The Ninth Circuit denied Boise, Idaho’s request for a rehearing Monday, leaving in place its panel’s September 2018 finding the city can’t bar homeless people from sleeping outdoors unless there are other shelter options available.

(CN) – The Ninth Circuit denied Boise, Idaho’s request for a rehearing Monday, leaving in place its panel’s September 2018 finding the city can’t bar homeless people from sleeping outdoors unless there are other shelter options available.

Six homeless Boise residents said in a 2009 federal lawsuit that the city and its police department violated their Eighth Amendment rights against cruel and unusual punishment by arresting them for sleeping on public property when they had no other option but to violate the city’s “anti-camping” law.

A three-judge Ninth Circuit panel ruled this past September that under the Eighth Amendment, Boise’s ordinance is unconstitutional. The case was closely watched by advocates for the homeless, which number more than more than 550,000, according to a January 2018 report by the U.S. Department of Housing and Urban Development.

The panel’s landmark ruling led to lawsuits against cities in Orange County, California, where homeless residents were ticketed and their property seized for sleeping outdoors when shelter space wasn’t available.

The three-judge panel unanimously denied Boise’s petition for rehearing, and while the city’s request for an en banc rehearing did not receive enough votes by the full court to go forward, that didn’t stop several Ninth Circuit judges from taking the opportunity to express their displeasure with the ruling.  

 Joined by five of his colleagues, U.S. Circuit Judge Milan Smith Jr. said the panel’s ruling conflicts with an 11th Circuit ruling which allows cities to decide where camping can occur and a Fourth Circuit ruling that cities do not violate the Eighth Amendment rights of homeless residents by ticketing them for drinking alcohol in public.

“We ought to have adopted the sound reasoning of these other courts,” Smith, a George W. Bush appointee, wrote. “By holding that Boise’s enforcement of its ordinances violates the Eighth Amendment, our panel has needlessly created a split in authority on this straightforward issue.”

Smith added the panel’s ruling will hamper cities’ efforts to curb homelessness by, for example, forcing cities to determine on a daily basis whether homeless residents have a shelter bed available to them.
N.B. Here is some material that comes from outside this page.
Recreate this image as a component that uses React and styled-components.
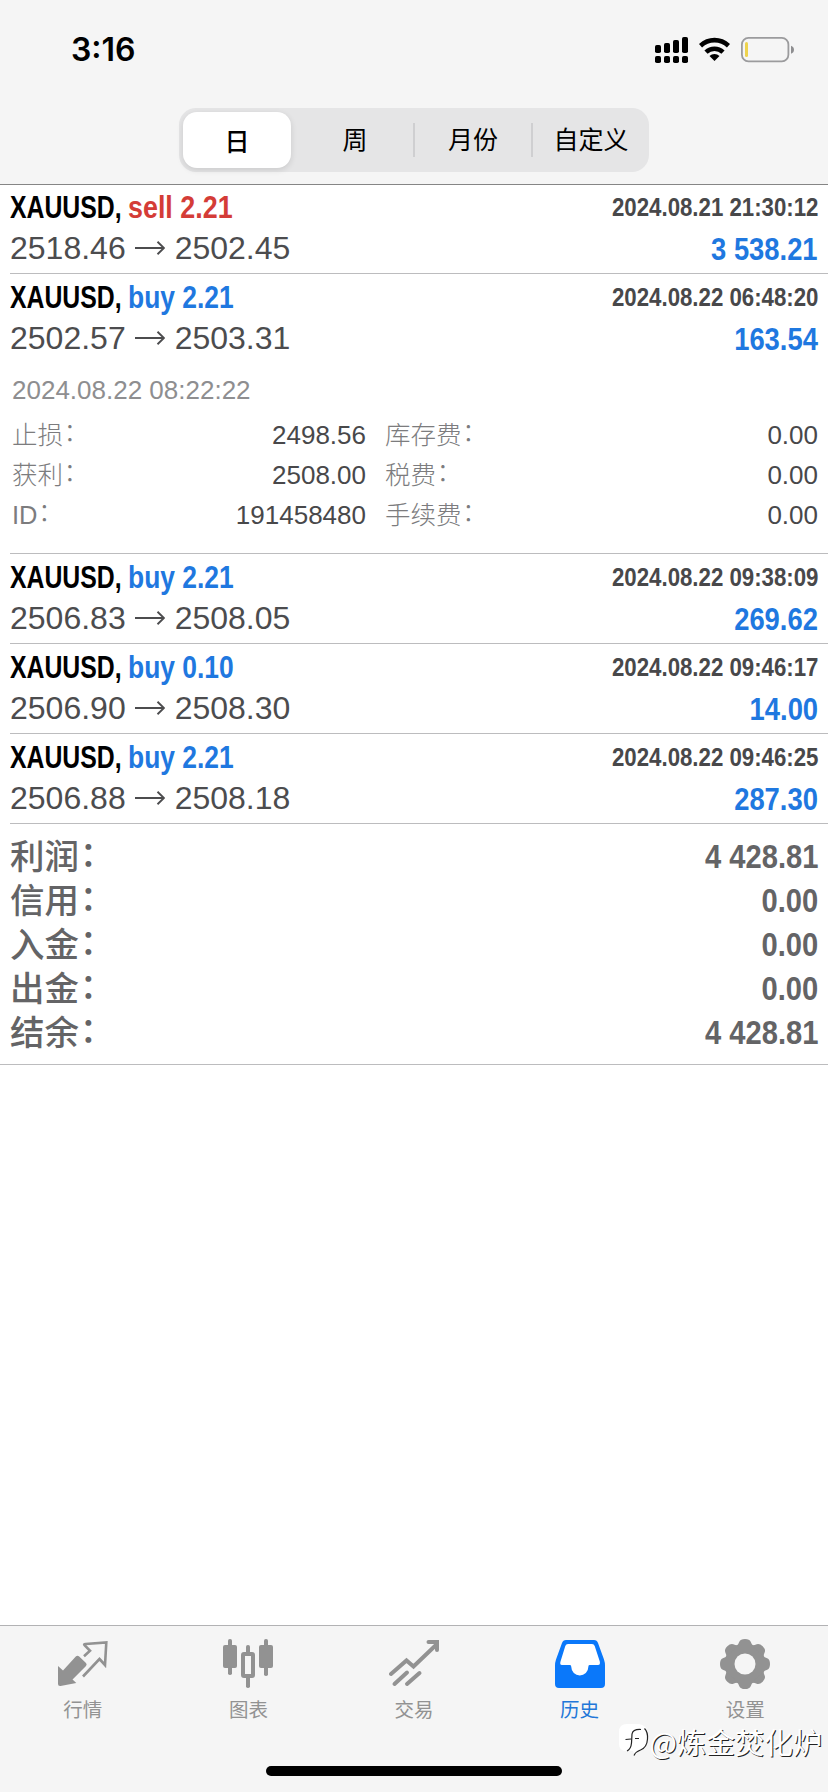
import React from 'react';
import styled, { createGlobalStyle, css } from 'styled-components';

const GlobalStyle = createGlobalStyle`
  body {
    margin: 0;
    background: #fff;
    font-family: 'Liberation Sans', 'Noto Sans CJK SC', sans-serif;
  }
`;

const Screen = styled.div`
  display: flex;
  flex-direction: column;
  position: relative;
  width: 828px;
  height: 1792px;
  background: #fff;
  overflow: hidden;
`;

const Header = styled.header`
  box-sizing: border-box;
  flex: none;
  height: 185px;
  background: #f5f5f5;
  border-bottom: 1px solid #858585;
`;

const StatusBar = styled.div`
  box-sizing: border-box;
  display: flex;
  justify-content: space-between;
  height: 108px;
  padding: 30px 34px 0 71px;
`;

const Time = styled.div`
  font: 600 32px/40px Inter, sans-serif;
  color: #000;
`;

const StatusIcons = styled.div`
  display: flex;
  padding-top: 7px;
  gap: 11px;
`;

const Segments = styled.div`
  box-sizing: border-box;
  display: grid;
  grid-template-columns: 114px 118px 118px 116px;
  width: 470px;
  height: 64px;
  margin: 0 auto;
  padding: 4px 0 4px 4px;
  border-radius: 17px;
  background: #e5e5e6;
`;

const Segment = styled.div`
  display: flex;
  align-items: center;
  justify-content: center;
  font: ${props => (props.$active ? 500 : 400)} 25px/53px 'Noto Sans CJK SC', sans-serif;
  color: #000;

  ${props => props.$active && css`
    width: 108px;
    border-radius: 14px;
    background: #fff;
    box-shadow: 0 2px 6px rgba(0, 0, 0, 0.12);
  `}
`;

const SegmentLabel = styled.span`
  flex: 1;
  padding-bottom: 3px;
  text-align: center;
`;

const Divider = styled.i`
  width: 2px;
  height: 34px;
  background: #cfcfd1;
`;

const List = styled.main`
  flex: 1;
  margin-top: -1px;
`;

const Deal = styled.div`
  margin-left: 10px;
  padding-top: 3px;
  padding-bottom: ${props => (props.$open ? 18 : 6)}px;
  border-bottom: 1px solid #bcbcbe;
`;

const Line = styled.div`
  display: flex;
  justify-content: space-between;
  height: 40px;
  padding-right: 10px;
  line-height: 40px;
  white-space: nowrap;
`;

const Title = styled.div`
  display: flex;
  font-size: 32px;
  font-weight: bold;
`;

const Symbol = styled.span`
  width: 118px;
  color: #000;
  transform: scaleX(0.775);
  transform-origin: left;
`;

const Action = styled.span`
  color: ${props => (props.$sell ? '#d43c37' : '#1f78e0')};
  transform: scaleX(${props => (props.$sell ? 0.84 : 0.825)});
  transform-origin: left;
`;

const DealTime = styled.span`
  font-size: 26px;
  font-weight: bold;
  color: #48484a;
  transform: scaleX(0.855);
  transform-origin: right;
`;

const Prices = styled.div`
  display: flex;
  align-items: center;
  gap: 9.5px;
  padding-top: 1px;
  font-size: 32px;
  color: #4c4c4e;
`;

const Profit = styled.span`
  padding-top: 2px;
  font-size: 32px;
  font-weight: bold;
  color: #1f78e0;
  transform: scaleX(0.855);
  transform-origin: right;
`;

const CloseTime = styled.div`
  margin: 11px 0 3px;
  padding-left: 2px;
  font-size: 26px;
  line-height: 44px;
  color: #8e8e90;
`;

const Details = styled.div`
  display: grid;
  grid-template-columns: 354px 433px;
  column-gap: 19px;
  padding-left: 2px;
`;

const Detail = styled.div`
  display: flex;
  justify-content: space-between;
  height: 40px;
  font-size: 26px;
  line-height: 40px;
  color: #48484a;
`;

const DetailLabel = styled.span`
  font-weight: 300;
  font-size: 25.5px;
  color: #7c7c7e;
`;

// full-width colon, raised to the middle of the line
const Colon = styled.span`
  display: inline-block;
  transform: translate(0.02em, -0.1em);
`;

const Totals = styled.div`
  padding: 11px 10px 9px;
  border-bottom: 1px solid #bcbcbe;
`;

const Total = styled.div`
  display: flex;
  justify-content: space-between;
  height: 44px;
  line-height: 44px;
  color: #646466;
`;

const TotalLabel = styled.span`
  font-size: 34.5px;
  font-weight: 500;
`;

const TotalValue = styled.span`
  font-size: 33.5px;
  font-weight: bold;
  transform: scaleX(0.87);
  transform-origin: right;
`;

const TabBar = styled.nav`
  box-sizing: border-box;
  display: grid;
  grid-template-columns: repeat(5, 1fr);
  flex: none;
  height: 167px;
  background: #f5f5f5;
  border-top: 1px solid #b2b2b4;
`;

const Tab = styled.div`
  display: flex;
  flex-direction: column;
  align-items: center;
  padding-top: 13px;
  color: ${props => (props.$active ? '#0a78fa' : '#929292')};
`;

const TabLabel = styled.span`
  margin-top: 5px;
  font: 400 19.5px/30px 'Noto Sans CJK SC', sans-serif;
  color: ${props => (props.$active ? '#2277d8' : '#929292')};
`;

const HomeIndicator = styled.div`
  position: absolute;
  left: 266px;
  bottom: 16px;
  width: 296px;
  height: 10px;
  border-radius: 5px;
  background: #000;
`;

const Watermark = styled.div`
  position: absolute;
  right: 6px;
  bottom: 31px;
  display: flex;
  align-items: center;
  font: 400 29px/40px 'Noto Sans CJK SC', sans-serif;
  color: #fff;
  text-shadow: 1px 1px 0.5px #222;
`;

const deals = [
  { side: 'sell', volume: '2.21', time: '2024.08.21 21:30:12', open: '2518.46', close: '2502.45', profit: '3 538.21' },
  {
    side: 'buy',
    volume: '2.21',
    time: '2024.08.22 06:48:20',
    open: '2502.57',
    close: '2503.31',
    profit: '163.54',
    closeTime: '2024.08.22 08:22:22',
    details: [
      ['止损', '2498.56'],
      ['库存费', '0.00'],
      ['获利', '2508.00'],
      ['税费', '0.00'],
      ['ID', '191458480'],
      ['手续费', '0.00'],
    ],
  },
  { side: 'buy', volume: '2.21', time: '2024.08.22 09:38:09', open: '2506.83', close: '2508.05', profit: '269.62' },
  { side: 'buy', volume: '0.10', time: '2024.08.22 09:46:17', open: '2506.90', close: '2508.30', profit: '14.00' },
  { side: 'buy', volume: '2.21', time: '2024.08.22 09:46:25', open: '2506.88', close: '2508.18', profit: '287.30' },
];

const totals = [
  ['利润', '4 428.81'],
  ['信用', '0.00'],
  ['入金', '0.00'],
  ['出金', '0.00'],
  ['结余', '4 428.81'],
];

const SignalIcon = () => (
  <svg width="33" height="26" viewBox="0 0 33 26">
    {[8, 6, 3, 0].map((top, i) => (
      <g key={top}>
        <rect x={i * 9} y={top} width="6" height={16 - top} rx="1.8" />
        <rect x={i * 9} y="19" width="6" height="7" rx="1.8" />
      </g>
    ))}
  </svg>
);

const WifiIcon = () => (
  <svg width="31" height="24" viewBox="0 0 31 24">
    <g fill="none" stroke="#000" strokeWidth="4.6">
      <path d="M1.5 8.7a20.5 20.5 0 0 1 28 0" />
      <path d="M7 15.2a12.3 12.3 0 0 1 17 0" />
    </g>
    <path d="M15.5 24l-5-5a7.2 7.2 0 0 1 10 0z" />
  </svg>
);

const BatteryIcon = () => (
  <svg width="53" height="26" viewBox="0 0 53 26">
    <rect x="0.9" y="0.9" width="46.5" height="23.4" rx="6.5" fill="none" stroke="#9b9b9d" strokeWidth="1.8" />
    <rect x="4" y="5" width="3" height="15" rx="1.5" fill="#eed34e" />
    <path d="M50 8.700c4 1.200 4 6.800 0 8z" fill="#8e8e90" />
  </svg>
);

const ArrowIcon = () => (
  <svg width="30" height="16" viewBox="0 0 30 16" fill="none" stroke="#4c4c4e" strokeWidth="1.9">
    <path d="M0 8h29M22.5 1.7l6.5 6.3l-6.5 6.3" />
  </svg>
);

const QuotesIcon = () => (
  <svg width="50" height="50" viewBox="0 0 50 50">
    <path
      fill="currentColor"
      d="M0 27L5 31.5L17.800 17.500Q19.500 15.800 21.200 17.500L28 24Q29.300 25.500 28 27L14.500 40.500L18.300 44L2.500 47Q0 47.300 0 45z"
    />
    <path
      fill="none"
      stroke="currentColor"
      strokeWidth="2.6"
      d="M26 17.300L32 11.800L26.500 6.200Q25.500 5.200 27.500 5L48.300 3.500L47 26L41.500 20L25 37.500"
    />
  </svg>
);

const ChartIcon = () => (
  <svg width="50" height="50" viewBox="0 0 50 50" fill="currentColor">
    <rect x="5" y="0" width="4" height="36" rx="1.8" />
    <rect x="0" y="6" width="14" height="23" rx="2" />
    <rect x="41" y="0" width="4" height="37" rx="1.8" />
    <rect x="36" y="6" width="14" height="23" rx="2" />
    <rect x="23" y="6" width="4" height="9" rx="1.8" />
    <rect x="23" y="37" width="4" height="12" rx="1.8" />
    <rect x="20" y="15" width="10" height="22" fill="none" stroke="currentColor" strokeWidth="4" rx="1" />
  </svg>
);

const TradeIcon = () => (
  <svg width="50" height="50" viewBox="0 0 50 50" fill="none" stroke="currentColor" strokeWidth="4" strokeLinecap="round">
    <path d="M2 35L17.5 21.5L24.500 27.500L47 6" />
    <path d="M39.500 3H48V11" />
    <path d="M5.500 45L18 33.500M18 45L30.500 34" />
  </svg>
);

const HistoryIcon = () => (
  <svg width="50" height="50" viewBox="0 0 50 50">
    <path fill="currentColor" d="M11 1H39Q42 1 43 4L49 20.500Q50 23.500 50 26.500V45Q50 49 46 49H4Q0 49 0 45V26.500Q0 23.500 1 20.500L7 4Q8 1 11 1z" />
    <path fill="#fff" d="M13 5H37Q39 5 39.700 7L44.800 22.500Q45.500 26 43 26H34.500Q33.300 26 33.300 28A8.500 8.500 0 0 1 16.300 28Q16.300 26 15 26H7Q4.500 26 5.500 22.500L10.300 7Q11 5 13 5z" />
  </svg>
);

const SettingsIcon = () => (
  <svg width="50" height="50" viewBox="0 0 50 50">
    <g fill="currentColor">
      <circle cx="25" cy="25" r="20" />
      {[0, 45, 90, 135, 180, 225, 270, 315].map(angle => (
        <path key={angle} d="M16.500 7Q18.500 5.500 19.300 2.800Q20.500 0 25 0T30.700 2.800Q31.500 5.500 33.500 7z" transform={`rotate(${angle} 25 25)`} />
      ))}
    </g>
    <circle cx="25" cy="25" r="10.5" fill="#f5f5f5" />
  </svg>
);

const WatermarkLogo = () => (
  <svg width="31" height="34" viewBox="0 0 31 34">
    <path d="M8 0H20Q29 1 29 12Q29 24 22 26.500Q18 28 15.500 31L14 27H7Q0 27 0 20V8Q0 0 8 0z" fill="#fff" />
    <path
      d="M25.500 4.500Q29 8 28.500 15Q28 23.500 21.500 26Q17 27.500 15 31.500M8 27Q12 25 12.500 19L13 10Q14 5 22 5.500M6.500 15.500L12 15M16 14.500H20"
      fill="none"
      stroke="#222"
      strokeWidth="1.2"
    />
  </svg>
);

const tabs = [
  { label: '行情', icon: <QuotesIcon /> },
  { label: '图表', icon: <ChartIcon /> },
  { label: '交易', icon: <TradeIcon /> },
  { label: '历史', icon: <HistoryIcon />, active: true },
  { label: '设置', icon: <SettingsIcon /> },
];

const DealRow = ({ deal }) => (
  <Deal $open={!!deal.details}>
    <Line>
      <Title>
        <Symbol>XAUUSD,</Symbol>
        <Action $sell={deal.side === 'sell'}>{deal.side} {deal.volume}</Action>
      </Title>
      <DealTime>{deal.time}</DealTime>
    </Line>
    <Line>
      <Prices>
        <span>{deal.open}</span>
        <ArrowIcon />
        <span>{deal.close}</span>
      </Prices>
      <Profit>{deal.profit}</Profit>
    </Line>
    {deal.details && (
      <>
        <CloseTime>{deal.closeTime}</CloseTime>
        <Details>
          {deal.details.map(([label, value]) => (
            <Detail key={label}>
              <DetailLabel>{label}<Colon>：</Colon></DetailLabel>
              <span>{value}</span>
            </Detail>
          ))}
        </Details>
      </>
    )}
  </Deal>
);

const App = () => (
  <Screen>
    <GlobalStyle />

    <Header>
      <StatusBar>
        <Time>3:16</Time>
        <StatusIcons>
          <SignalIcon />
          <WifiIcon />
          <BatteryIcon />
        </StatusIcons>
      </StatusBar>
      <Segments>
        <Segment $active>日</Segment>
        <Segment><SegmentLabel>周</SegmentLabel><Divider /></Segment>
        <Segment><SegmentLabel>月份</SegmentLabel><Divider /></Segment>
        <Segment><SegmentLabel>自定义</SegmentLabel></Segment>
      </Segments>
    </Header>

    <List>
      {deals.map(deal => <DealRow key={deal.time} deal={deal} />)}
      <Totals>
        {totals.map(([label, value]) => (
          <Total key={label}>
            <TotalLabel>{label}<Colon>：</Colon></TotalLabel>
            <TotalValue>{value}</TotalValue>
          </Total>
        ))}
      </Totals>
    </List>

    <TabBar>
      {tabs.map(({ label, icon, active }) => (
        <Tab key={label} $active={active}>
          {icon}
          <TabLabel $active={active}>{label}</TabLabel>
        </Tab>
      ))}
    </TabBar>

    <HomeIndicator />
    <Watermark>
      <WatermarkLogo />
      @炼金焚化炉
    </Watermark>
  </Screen>
);

export default App;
“Moreover, the panel’s reasoning will soon prevent local governments from enforcing a host of other public health and safety laws, such as those prohibiting public defecation and urination,” Smith wrote. “Without an absolute confidence that they can house every homeless individual, city officials will be powerless to assist residents lodging valid complaints about the health and safety of their neighborhoods.”

For her part, U.S. Circuit Judge Marsha Berzon – who wrote the original opinion for the panel – said she doesn’t like the practice of dissenting to denials of en banc rehearing as it could lead people to think the panel made a legal error when it did not.

“Often times, the dramatic tone of these dissents leads them to read more like petitions for writ of certiorari on steroids, rather than reasoned judicial opinions,” Berzon, a Bill Clinton appointee, wrote. She declined to address the dissent’s issues with the substance of the panel’s ruling.

 She noted panel’s ruling is limited and does not bar cities from passing and enforcing ordinances that prohibit blocking public rights of way. Furthermore, nothing in the ruling requires cities to provide shelter for the homeless or allow anyone to sleep in public areas at any time.

“People with no place to live will sleep outside if they have no alternative,” Berzon wrote. “Taking them to jail for a few days is both unconstitutional, for the reasons discussed in the opinion, and, in all likelihood, pointless.”  

Boise mayor spokesman Mike Journee said in an email the challenge will go on in the courts.

“Today’s ruling does not mean the city ordinances are unconstitutional. it simply has the effect of forcing the matter to be litigated further,” Journee said. “Therefore, the city’s camping and disorderly conduct ordinances remain in effect until further clarification can be obtained from the courts; the ruling will not cause us to change our procedures.

“Since 2014, the city of Boise’s policy has been to suspend ticketing for camping in the city when there is no room in our local homeless shelters. Language in the appellate court’s complicated ruling seemed to affirm that practice, yet the panel still remanded the case back to the district court for further findings,” he added.

Carol Sobel, an attorney for advocates for the homeless who sued Orange County cities and the county government over enforcement of anti-camping laws, praised the panel’s decision in a statement Monday.

“Once again, the Ninth Circuit has recognized the extraordinary housing crisis we face, the homelessness it creates, and rejected allowing local governments to put poor people in jail because they have no place to sleep at night,” Sobel said. “We can't police our way out of this emergency.”